◆ **WHAT THE TASK ASKS**: Omit all images, then return the remaining material exactly as it stands.
## start SOURCE EXCERPT
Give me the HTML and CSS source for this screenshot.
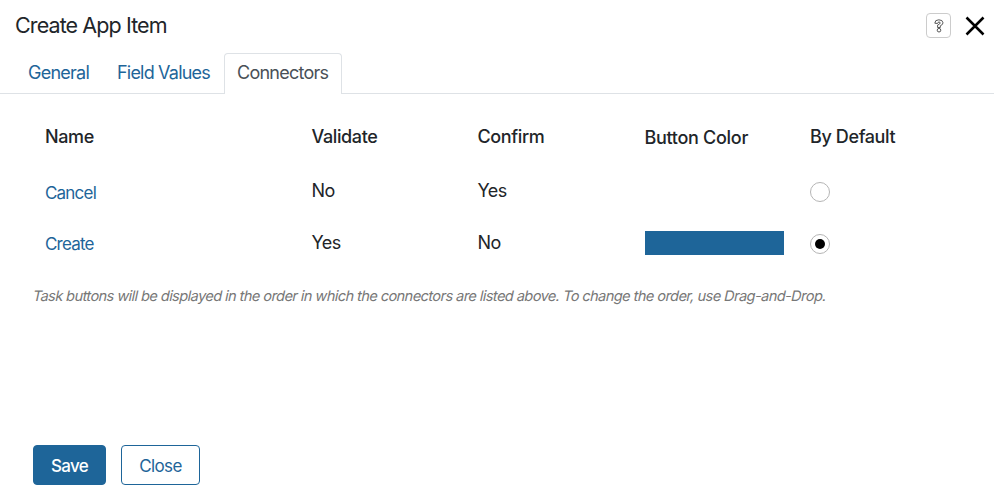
FILE: index.html
```html
<!DOCTYPE html>
<html lang="en">
<head>
<meta charset="utf-8">
<title>Create App Item</title>
<link rel="stylesheet" href="styles.css">
</head>
<body>
<header class="header">
  <h1 class="title">Create App Item</h1>
  <button class="help" aria-label="Help"><svg width="10" height="14" viewBox="0 0 10 14"><path d="M.8 4.2Q.8 .8 4.8 .8T9 3.8Q9 5.7 6.3 6.8V8.5H3.6V6.1Q6.2 5 6.2 4Q6.2 3 5 3T3.5 4.5Z"/><circle cx="5" cy="11.2" r="1.8"/></svg></button>
  <button class="dismiss" aria-label="Dismiss"><svg width="20" height="20" viewBox="0 0 20 20"><path d="M1.5 1.5l17 17M18.5 1.5l-17 17"/></svg></button>
</header>
<nav class="tabs">
  <a class="tab general"><span>General</span></a>
  <a class="tab fields"><span>Field Values</span></a>
  <a class="tab active"><span>Connectors</span></a>
</nav>
<main>
  <div class="row head"><span>Name</span><span>Validate</span><span>Confirm</span><span class="low">Button Color</span><span>By Default</span></div>
  <div class="row first"><a>Cancel</a><span>No</span><span>Yes</span><span></span><i class="radio"></i></div>
  <div class="row second"><a>Create</a><span>Yes</span><span>No</span><span class="swatch"></span><i class="radio checked"></i></div>
  <p class="note">Task buttons will be displayed in the order in which the connectors are listed above. To change the order, use Drag-and-Drop.</p>
</main>
<footer class="footer"><button class="save">Save</button><button class="close">Close</button></footer>
</body>
</html>
```
FILE: styles.css
```css
* { box-sizing: border-box; }
body { margin: 0; height: 497px; overflow: hidden; background: #fff; color: #212529; font: 18px/26px Inter, sans-serif; letter-spacing: -.38px; display: flex; flex-direction: column; }
button { font: inherit; letter-spacing: inherit; padding: 0; background: none; border: 0; }
.header { height: 53px; display: flex; align-items: center; padding: 0 9px 1px 15px; }
.title { margin: 0 0 2px; flex: 1; font-size: 21.5px; font-weight: 400; letter-spacing: -.9px; }
.help { width: 25px; height: 25px; border: 1px solid #ccc; border-radius: 4px; display: flex; align-items: center; justify-content: center; margin: 0 14px 1px 0; }
.help path, .help circle { fill: #fff; stroke: #444; stroke-width: .9; }
.dismiss { width: 20px; height: 20px; display: flex; }
.dismiss path { stroke: #000; stroke-width: 2.5; fill: none; }
.tabs { height: 41px; border-bottom: 1px solid #dee2e6; display: flex; padding-left: 28px; letter-spacing: -.75px; }
.tab { height: 41px; padding-top: 7px; color: #1e6599; white-space: nowrap; }
.general { width: 89px; }
.fields { width: 107px; letter-spacing: -.8px; }
.active { width: 118px; padding: 6px 0 0 12px; color: #495057; background: #fff; border: 1px solid #dee2e6; border-bottom: 0; border-radius: 4px 4px 0 0; }
main { flex: 1; padding: 29px 33px 0; }
.row { display: grid; grid-template-columns: 266.5px 166px 167px 165.5px 100px; padding-left: 12px; align-items: center; }
.row:not(.head) { letter-spacing: -.55px; }
.row a { color: #1e6599; font-size: 17px; letter-spacing: -.8px; padding-top: 3px; }
.head { font-weight: 500; height: 26px; }
.low { padding-top: 2px; letter-spacing: -.3px; }
.first { margin-top: 28px; }
.first span { margin-top: -1px; }
.second { margin-top: 23px; height: 28px; }
.second a { padding-top: 2px; }
.second span:not(.swatch) { margin-top: -1px; }
.swatch { width: 139px; height: 24px; background: #1e6599; margin-top: -1px; }
.radio { width: 20px; height: 20px; border: 1px solid #b5b5b5; border-radius: 50%; display: flex; align-items: center; justify-content: center; }
.second .radio { margin-top: 2px; }
.checked::after { content: ""; width: 10px; height: 10px; border-radius: 50%; background: #000; }
.note { margin: 26px 0 0; width: max-content; font-size: 14.5px; letter-spacing: -.54px; color: #777; white-space: nowrap; transform: skewX(-12deg); }
.footer { height: 52px; padding-left: 33px; display: flex; gap: 15px; }
.footer button { height: 40px; border: 1px solid #1e6599; border-radius: 4px; font-size: 17px; padding-top: 2px; letter-spacing: -.7px; }
.footer .save { width: 73px; background: #1e6599; color: #fff; font-weight: 500; }
.footer .close { width: 79px; color: #1e6599; letter-spacing: -.6px; }
```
## end SOURCE EXCERPT
◆ **ANSWER IN FULL**:
Give me the HTML and CSS source for this screenshot.
FILE: index.html
```html
<!DOCTYPE html>
<html lang="en">
<head>
<meta charset="utf-8">
<title>Create App Item</title>
<link rel="stylesheet" href="styles.css">
</head>
<body>
<header class="header">
  <h1 class="title">Create App Item</h1>
  <button class="help" aria-label="Help"><svg width="10" height="14" viewBox="0 0 10 14"><path d="M.8 4.2Q.8 .8 4.8 .8T9 3.8Q9 5.7 6.3 6.8V8.5H3.6V6.1Q6.2 5 6.2 4Q6.2 3 5 3T3.5 4.5Z"/><circle cx="5" cy="11.2" r="1.8"/></svg></button>
  <button class="dismiss" aria-label="Dismiss"><svg width="20" height="20" viewBox="0 0 20 20"><path d="M1.5 1.5l17 17M18.5 1.5l-17 17"/></svg></button>
</header>
<nav class="tabs">
  <a class="tab general"><span>General</span></a>
  <a class="tab fields"><span>Field Values</span></a>
  <a class="tab active"><span>Connectors</span></a>
</nav>
<main>
  <div class="row head"><span>Name</span><span>Validate</span><span>Confirm</span><span class="low">Button Color</span><span>By Default</span></div>
  <div class="row first"><a>Cancel</a><span>No</span><span>Yes</span><span></span><i class="radio"></i></div>
  <div class="row second"><a>Create</a><span>Yes</span><span>No</span><span class="swatch"></span><i class="radio checked"></i></div>
  <p class="note">Task buttons will be displayed in the order in which the connectors are listed above. To change the order, use Drag-and-Drop.</p>
</main>
<footer class="footer"><button class="save">Save</button><button class="close">Close</button></footer>
</body>
</html>
```
FILE: styles.css
```css
* { box-sizing: border-box; }
body { margin: 0; height: 497px; overflow: hidden; background: #fff; color: #212529; font: 18px/26px Inter, sans-serif; letter-spacing: -.38px; display: flex; flex-direction: column; }
button { font: inherit; letter-spacing: inherit; padding: 0; background: none; border: 0; }
.header { height: 53px; display: flex; align-items: center; padding: 0 9px 1px 15px; }
.title { margin: 0 0 2px; flex: 1; font-size: 21.5px; font-weight: 400; letter-spacing: -.9px; }
.help { width: 25px; height: 25px; border: 1px solid #ccc; border-radius: 4px; display: flex; align-items: center; justify-content: center; margin: 0 14px 1px 0; }
.help path, .help circle { fill: #fff; stroke: #444; stroke-width: .9; }
.dismiss { width: 20px; height: 20px; display: flex; }
.dismiss path { stroke: #000; stroke-width: 2.5; fill: none; }
.tabs { height: 41px; border-bottom: 1px solid #dee2e6; display: flex; padding-left: 28px; letter-spacing: -.75px; }
.tab { height: 41px; padding-top: 7px; color: #1e6599; white-space: nowrap; }
.general { width: 89px; }
.fields { width: 107px; letter-spacing: -.8px; }
.active { width: 118px; padding: 6px 0 0 12px; color: #495057; background: #fff; border: 1px solid #dee2e6; border-bottom: 0; border-radius: 4px 4px 0 0; }
main { flex: 1; padding: 29px 33px 0; }
.row { display: grid; grid-template-columns: 266.5px 166px 167px 165.5px 100px; padding-left: 12px; align-items: center; }
.row:not(.head) { letter-spacing: -.55px; }
.row a { color: #1e6599; font-size: 17px; letter-spacing: -.8px; padding-top: 3px; }
.head { font-weight: 500; height: 26px; }
.low { padding-top: 2px; letter-spacing: -.3px; }
.first { margin-top: 28px; }
.first span { margin-top: -1px; }
.second { margin-top: 23px; height: 28px; }
.second a { padding-top: 2px; }
.second span:not(.swatch) { margin-top: -1px; }
.swatch { width: 139px; height: 24px; background: #1e6599; margin-top: -1px; }
.radio { width: 20px; height: 20px; border: 1px solid #b5b5b5; border-radius: 50%; display: flex; align-items: center; justify-content: center; }
.second .radio { margin-top: 2px; }
.checked::after { content: ""; width: 10px; height: 10px; border-radius: 50%; background: #000; }
.note { margin: 26px 0 0; width: max-content; font-size: 14.5px; letter-spacing: -.54px; color: #777; white-space: nowrap; transform: skewX(-12deg); }
.footer { height: 52px; padding-left: 33px; display: flex; gap: 15px; }
.footer button { height: 40px; border: 1px solid #1e6599; border-radius: 4px; font-size: 17px; padding-top: 2px; letter-spacing: -.7px; }
.footer .save { width: 73px; background: #1e6599; color: #fff; font-weight: 500; }
.footer .close { width: 79px; color: #1e6599; letter-spacing: -.6px; }
```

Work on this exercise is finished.